Posts  / LEN  / #POST-234569
REDDIT

Berkshire just paid $8.5B for a homebuilder and that made me take a closer look at Lennar

A
Jul 3, 2026 · 20:10

Recently **r**ead that Berkshire Hathaway agreed to an all-cash deal for Taylor Morrison, a mid-cap homebuilder, and it got me thinking about the sector generally, specifically Lennar, since it's one of the bigger, more established names in the space and it's been getting hit alongside everyone else.

LEN is one of the largest homebuilders in the US. The business is straightforward, buy land, build homes, sell homes, repeat. What makes it interesting right now is that the housing market has been rough. Higher rates for a long stretch made buyers hesitant, builders had to lean on incentives and price cuts to keep selling, and the whole sector has been out of favor with the market as a result. Lennar's recent results reflect that, margins came in lighter than the prior year, and the stock has pulled back with the rest of the group.

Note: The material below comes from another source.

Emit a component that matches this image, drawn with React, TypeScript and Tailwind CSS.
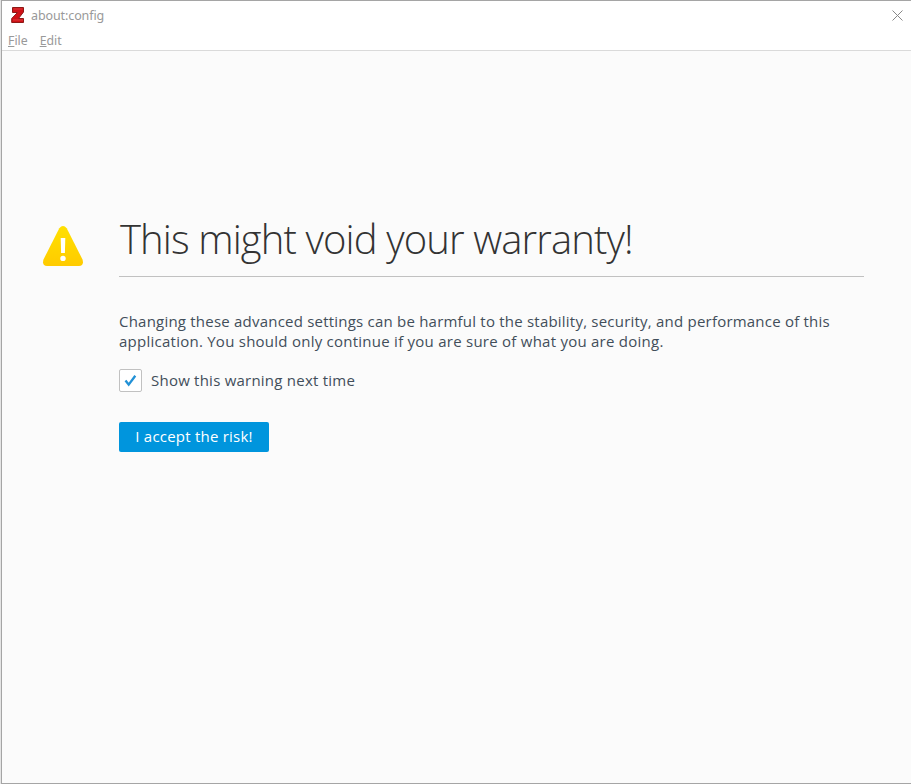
function ZLogo() {
  return (
    <svg className="h-[17px] w-[14px] shrink-0" viewBox="0 0 14 17">
      <path d="M1.500 .5H12.500V5L7.500 11.500H12.500V15.500H.7V11.500L6.500 5.500H1.500Z" fill="#cf1116" stroke="#8d1a17" />
      <path d="M2.500 2h9M2 13h10" stroke="#dd3a3c" />
    </svg>
  );
}

function WarningIcon() {
  return (
    <svg className="mt-[225px] h-[42px] w-[42px] shrink-0" viewBox="0 0 42 42">
      <defs>
        <linearGradient id="warn" x1="0" y1="0" x2="0" y2="1">
          <stop offset="0" stopColor="#ffe000" />
          <stop offset="1" stopColor="#ffcb00" />
        </linearGradient>
      </defs>
      <path d="M17.3 3.2Q21-1.2 24.7 3.2L40.5 34.5Q42.300 40.500 37 41H5Q-.3 40.500 1.500 34.500Z" fill="url(#warn)" />
      <path d="M18.700 13H23.300L22.900 28H19.100Z" fill="#fff" />
      <circle cx="21" cy="33.400" r="2.700" fill="#fff" />
    </svg>
  );
}

export default function App() {
  return (
    <div className="flex h-[784px] w-[911px] flex-col overflow-hidden bg-[#e4e4e4] pl-px font-['Open_Sans','Noto_Sans',sans-serif]">
      <div className="flex grow flex-col border-y border-l border-[#a5a5a5] bg-[#fbfbfb]">
        <header className="flex h-[50px] shrink-0 flex-col border-b border-[#dadada] bg-white text-[#999]">
          <div className="flex h-[29px] shrink-0 items-center pr-[8px] pl-[9px]">
            <ZLogo />
            <span className="ml-1.5 grow font-['Noto_Sans',sans-serif] text-[12.5px] leading-[18px] tracking-[-0.1px]">about:config</span>
            <svg className="h-[11px] w-[11px]" viewBox="0 0 11 11">
              <path d="M.5 .5 10.500 10.500M10.500 .5 .5 10.500" stroke="#888" />
            </svg>
          </div>
          <nav className="flex gap-3 pt-px pl-1.5 font-['Noto_Sans',sans-serif] text-[12.3px] leading-5">
            <span><u>F</u>ile</span>
            <span><u>E</u>dit</span>
          </nav>
        </header>
        <main className="flex grow">
          <div className="-mt-[51px] flex w-[117px] shrink-0 pl-10">
            <WarningIcon />
          </div>
          <section className="w-[745px] pt-[157px]">
            <h1 className="h-[69px] border-b border-[#c1c1c1] pt-[3px] pl-px text-[40px] leading-[56px] font-light tracking-[-0.88px] whitespace-nowrap text-[#333]">
              This might void your warranty!
            </h1>
            <p className="mt-[34px] text-[15px] leading-5 tracking-[0.215px] whitespace-nowrap text-[#424e5a]">
              <span>Changing these advanced settings can be harmful to the stability, security, and performance of this</span>
              <br />
              <span className="tracking-[0.25px]">application. You should only continue if you are sure of what you are doing.</span>
            </p>
            <label className="mt-[18px] flex h-[23px] items-center text-[15px] tracking-[0.23px] text-[#424e5a]">
              <span className="flex h-[23px] w-[23px] items-center justify-center rounded-[2px] border border-[#c1c1c1] bg-white">
                <svg className="h-[13px] w-[13px]" viewBox="0 0 13 13">
                  <path d="M1.500 6.500 4.700 10.700 11.300 1.700" fill="none" stroke="#2291d6" strokeWidth="2.300" />
                </svg>
              </span>
              <span className="ml-[9px]">Show this warning next time</span>
            </label>
            <button className="mt-[30px] h-[30px] w-[150px] rounded-[2px] bg-[#0095dd] pb-px text-[15px] leading-[29px] tracking-[0.22px] text-white">
              I accept the risk!
            </button>
          </section>
        </main>
      </div>
    </div>
  );
}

A few things make me think this is a possible value play rather than a value trap. First, Lennar has spent the last several years deliberately shifting toward a land light model, meaning they're moving away from tying up huge amounts of capital buying and holding raw land themselves, and instead working more through land bankers and option contracts. That's a real structural change to how the business is run, it frees up cash, reduces risk if the housing market turns sour.

Second, management has stayed disciplined with capital even through the downturn, buying back a meaningful amount of stock and continuing to pay dividends instead of panicking or overextending. That's usually a decent signal that leadership believes the business is undervalued rather than structurally broken.

Third, there's a demand story underneath all of this that isn't going away, the US has a well-documented housing shortage that's been building for years. If rates ease at some point, or the market just normalizes, a homebuilder with a clean balance sheet and a more efficient land strategy seems like it'd be one of the better-positioned names to benefit.

The counterargument is a strong one too, homebuilders are brutally cyclical, incentives eating into margins could persist a lot longer than people hope, and "housing shortage means it has to turn around eventually" is the kind of thesis that's been wrong before in this industry. Cheap stocks in cyclical industries can stay cheap, or get cheaper, for a long time before anything changes.

I was wondering how people think about buying into cyclical, currently-struggling businesses like this. Is the land-light shift and capital discipline enough to make this a value buy or is homebuilding just not a sector where that framing applies.